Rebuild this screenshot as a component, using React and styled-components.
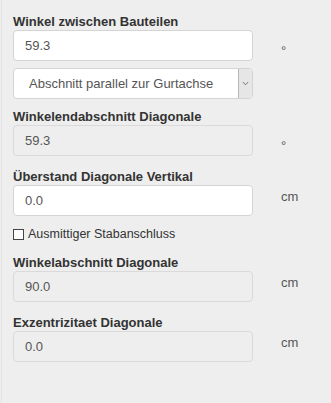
import React from "react";
import styled, { createGlobalStyle } from "styled-components";

const GlobalStyle = createGlobalStyle`
  html, body {
    margin: 0;
    padding: 0;
    background: #eeeeee;
  }
  body {
    font-family: "Liberation Sans", Arial, sans-serif;
    color: #333;
  }
`;

const Panel = styled.div`
  min-height: 403px;
  box-sizing: border-box;
  padding: 14px 0 0 11px;
  margin-left: 1px;
  border-left: 1px solid #e3e3e3;
`;

const Group = styled.div`
  margin-bottom: ${(p) => p.gap || 11}px;
`;

const Label = styled.div`
  font-size: 13px;
  font-weight: bold;
  line-height: 15px;
  margin-bottom: 1px;
  color: #333;
`;

const Row = styled.div`
  display: flex;
  align-items: flex-start;
`;

const Input = styled.input`
  box-sizing: border-box;
  width: 240px;
  height: 31px;
  margin: 0;
  padding: 0 11px;
  font-family: inherit;
  font-size: 13px;
  color: #555;
  background: ${(p) => (p.disabled ? "#eeeeee" : "#fff")};
  border: 1px solid ${(p) => (p.disabled ? "#dadada" : "#d4d4d4")};
  border-radius: 4px;
  outline: none;
`;

const Unit = styled.span`
  margin-left: 28px;
  padding-top: ${(p) => (p.degree ? 13 : 4)}px;
  font-size: 13px;
  line-height: 15px;
  color: #555;
`;

const SelectBox = styled.div`
  box-sizing: border-box;
  width: 240px;
  height: 31px;
  margin-top: 7px;
  display: flex;
  background: #fff;
  border: 1px solid #d4d4d4;
  border-radius: 4px;
`;

const SelectText = styled.div`
  flex: 1;
  padding-left: 15px;
  font-size: 13px;
  line-height: 29px;
  color: #555;
`;

const SelectArrow = styled.div`
  width: 13px;
  display: flex;
  align-items: center;
  justify-content: center;
  background: #e6e6e6;
  border-left: 1px solid #b8b8b8;
  border-radius: 0 3px 3px 0;
`;

const CheckRow = styled.label`
  display: flex;
  align-items: center;
  margin-bottom: 13px;
  font-size: 12.5px;
  line-height: 16px;
  color: #333;
`;

const Box = styled.span`
  box-sizing: border-box;
  width: 11px;
  height: 11px;
  margin-right: 4px;
  background: #fff;
  border: 1px solid #444;
`;

const Field = ({ label, value, unit, disabled, gap, children }) => (
  <Group gap={gap}>
    <Label>{label}</Label>
    <Row>
      <Input defaultValue={value} disabled={disabled} />
      <Unit degree={unit === "°"}>{unit}</Unit>
    </Row>
    {children}
  </Group>
);

export default function App() {
  return (
    <>
      <GlobalStyle />
      <Panel>
        <Field label="Winkel zwischen Bauteilen" value="59.3" unit="°" gap={10}>
          <SelectBox>
            <SelectText>Abschnitt parallel zur Gurtachse</SelectText>
            <SelectArrow>
              <svg width="7" height="5" viewBox="0 0 7 5">
                <path d="M0.8 1 L3.5 3.8 L6.2 1" fill="none" stroke="#777" strokeWidth="1" />
              </svg>
            </SelectArrow>
          </SelectBox>
        </Field>
        <Field label="Winkelendabschnitt Diagonale" value="59.3" unit="°" disabled gap={13} />
        <Field label="Überstand Diagonale Vertikal" value="0.0" unit="cm" gap={10} />
        <CheckRow>
          <Box />
          Ausmittiger Stabanschluss
        </CheckRow>
        <Field label="Winkelabschnitt Diagonale" value="90.0" unit="cm" disabled gap={13} />
        <Field label="Exzentrizitaet Diagonale" value="0.0" unit="cm" disabled />
      </Panel>
    </>
  );
}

------

STATED GOAL:
Without including any pictures, reproduce the listing exactly.

COMPLETE ANSWER:
Rebuild this screenshot as a component, using React and styled-components.
import React from "react";
import styled, { createGlobalStyle } from "styled-components";

const GlobalStyle = createGlobalStyle`
  html, body {
    margin: 0;
    padding: 0;
    background: #eeeeee;
  }
  body {
    font-family: "Liberation Sans", Arial, sans-serif;
    color: #333;
  }
`;

const Panel = styled.div`
  min-height: 403px;
  box-sizing: border-box;
  padding: 14px 0 0 11px;
  margin-left: 1px;
  border-left: 1px solid #e3e3e3;
`;

const Group = styled.div`
  margin-bottom: ${(p) => p.gap || 11}px;
`;

const Label = styled.div`
  font-size: 13px;
  font-weight: bold;
  line-height: 15px;
  margin-bottom: 1px;
  color: #333;
`;

const Row = styled.div`
  display: flex;
  align-items: flex-start;
`;

const Input = styled.input`
  box-sizing: border-box;
  width: 240px;
  height: 31px;
  margin: 0;
  padding: 0 11px;
  font-family: inherit;
  font-size: 13px;
  color: #555;
  background: ${(p) => (p.disabled ? "#eeeeee" : "#fff")};
  border: 1px solid ${(p) => (p.disabled ? "#dadada" : "#d4d4d4")};
  border-radius: 4px;
  outline: none;
`;

const Unit = styled.span`
  margin-left: 28px;
  padding-top: ${(p) => (p.degree ? 13 : 4)}px;
  font-size: 13px;
  line-height: 15px;
  color: #555;
`;

const SelectBox = styled.div`
  box-sizing: border-box;
  width: 240px;
  height: 31px;
  margin-top: 7px;
  display: flex;
  background: #fff;
  border: 1px solid #d4d4d4;
  border-radius: 4px;
`;

const SelectText = styled.div`
  flex: 1;
  padding-left: 15px;
  font-size: 13px;
  line-height: 29px;
  color: #555;
`;

const SelectArrow = styled.div`
  width: 13px;
  display: flex;
  align-items: center;
  justify-content: center;
  background: #e6e6e6;
  border-left: 1px solid #b8b8b8;
  border-radius: 0 3px 3px 0;
`;

const CheckRow = styled.label`
  display: flex;
  align-items: center;
  margin-bottom: 13px;
  font-size: 12.5px;
  line-height: 16px;
  color: #333;
`;

const Box = styled.span`
  box-sizing: border-box;
  width: 11px;
  height: 11px;
  margin-right: 4px;
  background: #fff;
  border: 1px solid #444;
`;

const Field = ({ label, value, unit, disabled, gap, children }) => (
  <Group gap={gap}>
    <Label>{label}</Label>
    <Row>
      <Input defaultValue={value} disabled={disabled} />
      <Unit degree={unit === "°"}>{unit}</Unit>
    </Row>
    {children}
  </Group>
);

export default function App() {
  return (
    <>
      <GlobalStyle />
      <Panel>
        <Field label="Winkel zwischen Bauteilen" value="59.3" unit="°" gap={10}>
          <SelectBox>
            <SelectText>Abschnitt parallel zur Gurtachse</SelectText>
            <SelectArrow>
              <svg width="7" height="5" viewBox="0 0 7 5">
                <path d="M0.8 1 L3.5 3.8 L6.2 1" fill="none" stroke="#777" strokeWidth="1" />
              </svg>
            </SelectArrow>
          </SelectBox>
        </Field>
        <Field label="Winkelendabschnitt Diagonale" value="59.3" unit="°" disabled gap={13} />
        <Field label="Überstand Diagonale Vertikal" value="0.0" unit="cm" gap={10} />
        <CheckRow>
          <Box />
          Ausmittiger Stabanschluss
        </CheckRow>
        <Field label="Winkelabschnitt Diagonale" value="90.0" unit="cm" disabled gap={13} />
        <Field label="Exzentrizitaet Diagonale" value="0.0" unit="cm" disabled />
      </Panel>
    </>
  );
}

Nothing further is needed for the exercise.